Written problem: Reproduce exactly, and only, the lines of the material below running from the line bearing "Emit a component" through the line bearing "const star = 'M12". Leave any pictures out.

Given records:
────────
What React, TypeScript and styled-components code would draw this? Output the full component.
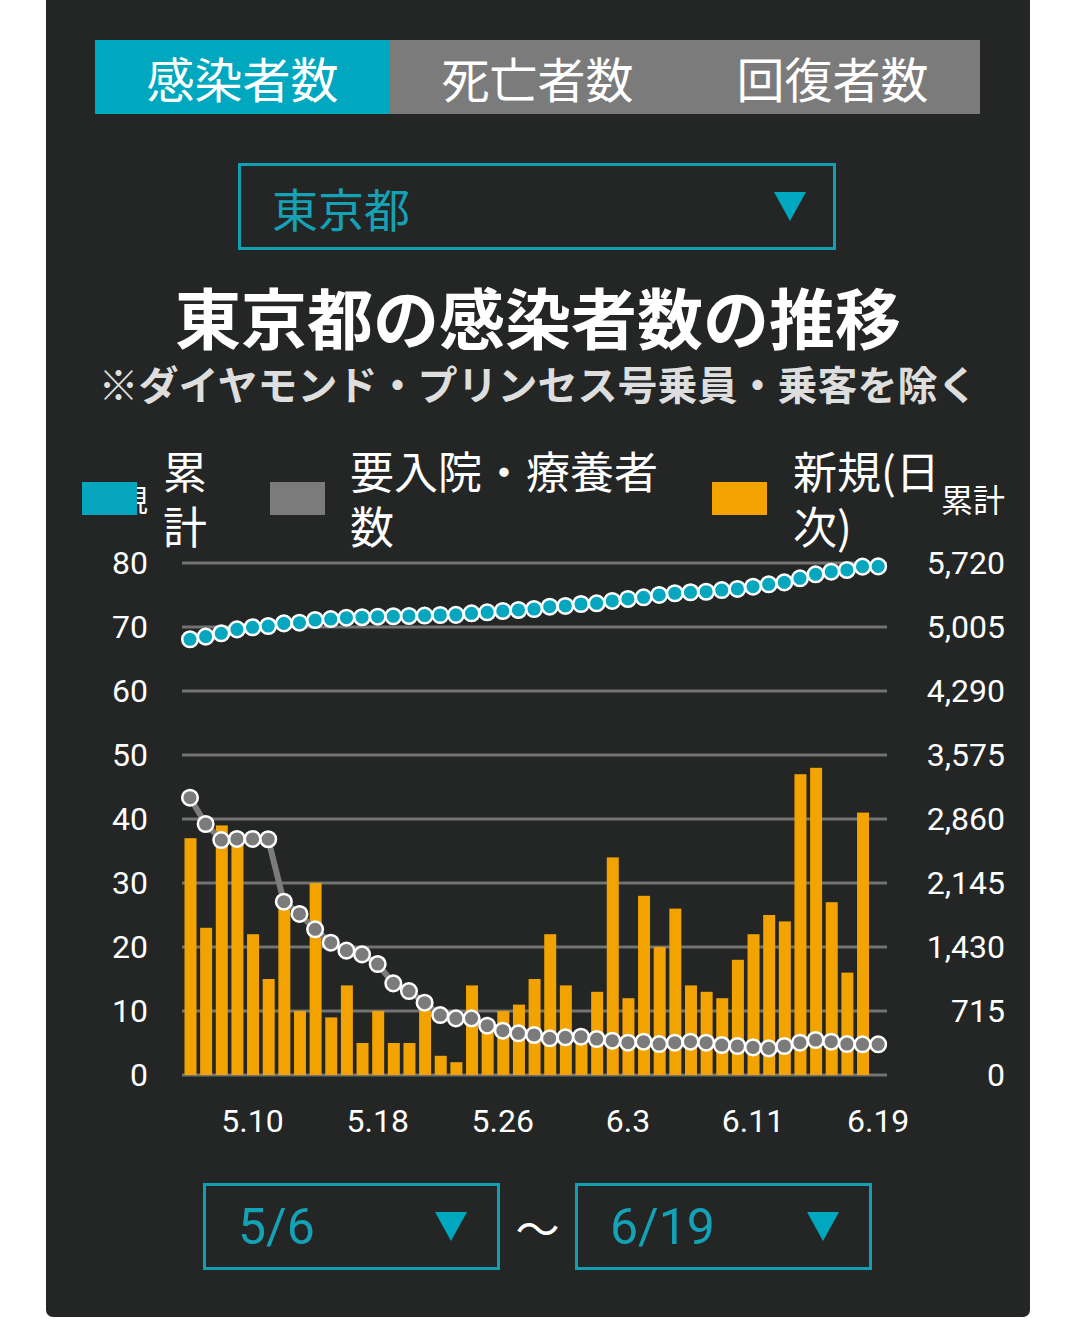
────────
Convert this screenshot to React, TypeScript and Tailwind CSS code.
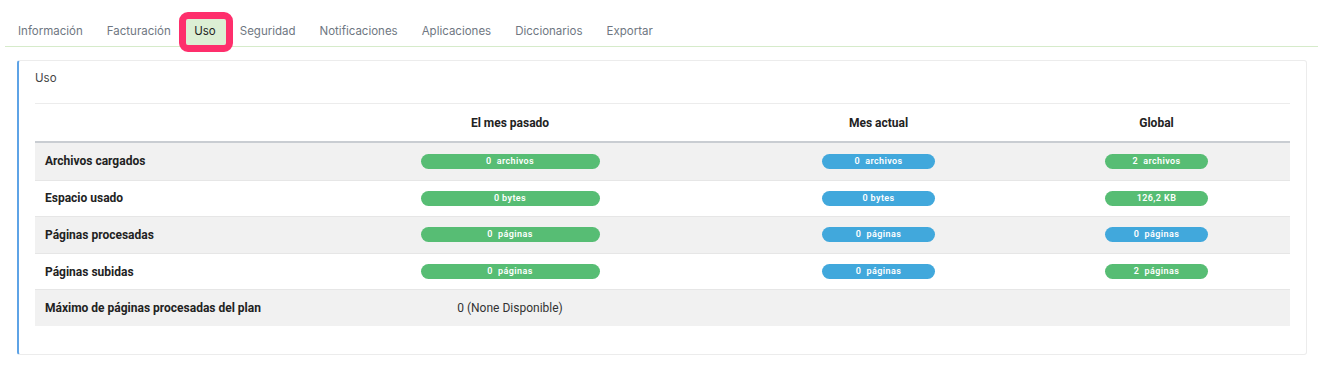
────────
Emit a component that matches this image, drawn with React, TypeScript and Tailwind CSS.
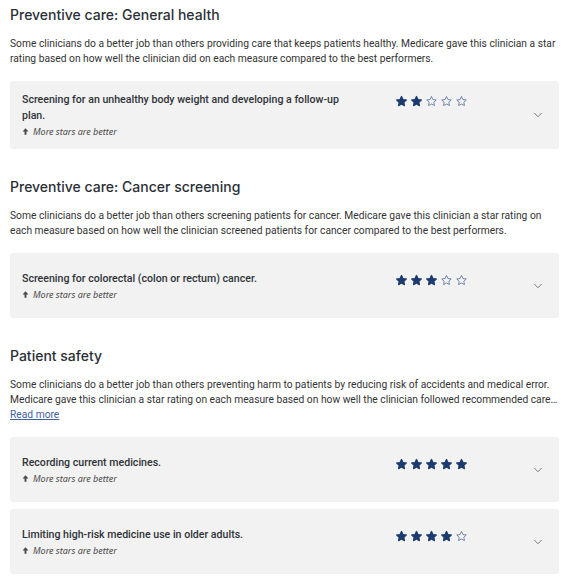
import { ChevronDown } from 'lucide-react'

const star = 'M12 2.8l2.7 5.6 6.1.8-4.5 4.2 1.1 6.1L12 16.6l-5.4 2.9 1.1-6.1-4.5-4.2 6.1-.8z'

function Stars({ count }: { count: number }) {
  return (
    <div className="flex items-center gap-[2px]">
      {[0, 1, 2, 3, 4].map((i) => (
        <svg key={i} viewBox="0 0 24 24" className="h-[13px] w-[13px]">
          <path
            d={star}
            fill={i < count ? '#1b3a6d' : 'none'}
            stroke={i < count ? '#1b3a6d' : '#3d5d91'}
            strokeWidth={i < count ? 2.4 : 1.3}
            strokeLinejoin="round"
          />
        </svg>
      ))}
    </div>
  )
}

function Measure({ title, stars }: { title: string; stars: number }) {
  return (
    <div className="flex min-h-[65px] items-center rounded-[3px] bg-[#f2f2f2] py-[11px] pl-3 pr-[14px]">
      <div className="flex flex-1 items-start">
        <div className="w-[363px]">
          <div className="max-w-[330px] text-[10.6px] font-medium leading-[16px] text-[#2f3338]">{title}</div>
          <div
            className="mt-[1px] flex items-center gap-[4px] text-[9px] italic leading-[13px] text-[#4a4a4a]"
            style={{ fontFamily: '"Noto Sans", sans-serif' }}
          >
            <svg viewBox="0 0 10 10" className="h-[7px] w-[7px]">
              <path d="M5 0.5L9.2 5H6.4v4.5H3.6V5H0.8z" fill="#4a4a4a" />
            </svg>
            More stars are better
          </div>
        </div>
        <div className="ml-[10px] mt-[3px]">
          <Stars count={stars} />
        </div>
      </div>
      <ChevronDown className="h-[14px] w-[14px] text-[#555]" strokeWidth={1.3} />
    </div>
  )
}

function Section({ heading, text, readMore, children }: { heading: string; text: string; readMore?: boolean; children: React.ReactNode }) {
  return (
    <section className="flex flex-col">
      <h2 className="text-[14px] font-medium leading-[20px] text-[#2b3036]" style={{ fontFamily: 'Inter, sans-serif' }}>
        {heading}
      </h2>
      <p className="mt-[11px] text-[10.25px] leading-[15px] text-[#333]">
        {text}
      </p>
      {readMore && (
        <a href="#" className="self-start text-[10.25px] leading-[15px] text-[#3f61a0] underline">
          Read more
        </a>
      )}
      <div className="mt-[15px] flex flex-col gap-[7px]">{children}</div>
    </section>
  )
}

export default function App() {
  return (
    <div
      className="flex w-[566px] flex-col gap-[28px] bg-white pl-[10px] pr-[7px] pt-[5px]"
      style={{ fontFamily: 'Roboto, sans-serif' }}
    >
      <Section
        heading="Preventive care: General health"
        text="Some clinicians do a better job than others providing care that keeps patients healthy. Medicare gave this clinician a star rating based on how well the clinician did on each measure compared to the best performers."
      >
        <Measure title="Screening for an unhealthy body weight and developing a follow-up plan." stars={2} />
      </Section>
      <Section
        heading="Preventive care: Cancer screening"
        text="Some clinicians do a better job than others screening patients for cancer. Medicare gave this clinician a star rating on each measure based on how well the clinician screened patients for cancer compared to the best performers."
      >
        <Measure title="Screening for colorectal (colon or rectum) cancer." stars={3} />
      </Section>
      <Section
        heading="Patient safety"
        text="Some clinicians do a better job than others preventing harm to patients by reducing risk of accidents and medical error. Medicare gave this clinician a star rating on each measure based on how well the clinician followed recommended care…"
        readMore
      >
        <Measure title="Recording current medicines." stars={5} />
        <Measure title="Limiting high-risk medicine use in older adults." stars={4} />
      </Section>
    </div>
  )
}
────────
Task response:
Emit a component that matches this image, drawn with React, TypeScript and Tailwind CSS.
import { ChevronDown } from 'lucide-react'

const star = 'M12 2.8l2.7 5.6 6.1.8-4.5 4.2 1.1 6.1L12 16.6l-5.4 2.9 1.1-6.1-4.5-4.2 6.1-.8z'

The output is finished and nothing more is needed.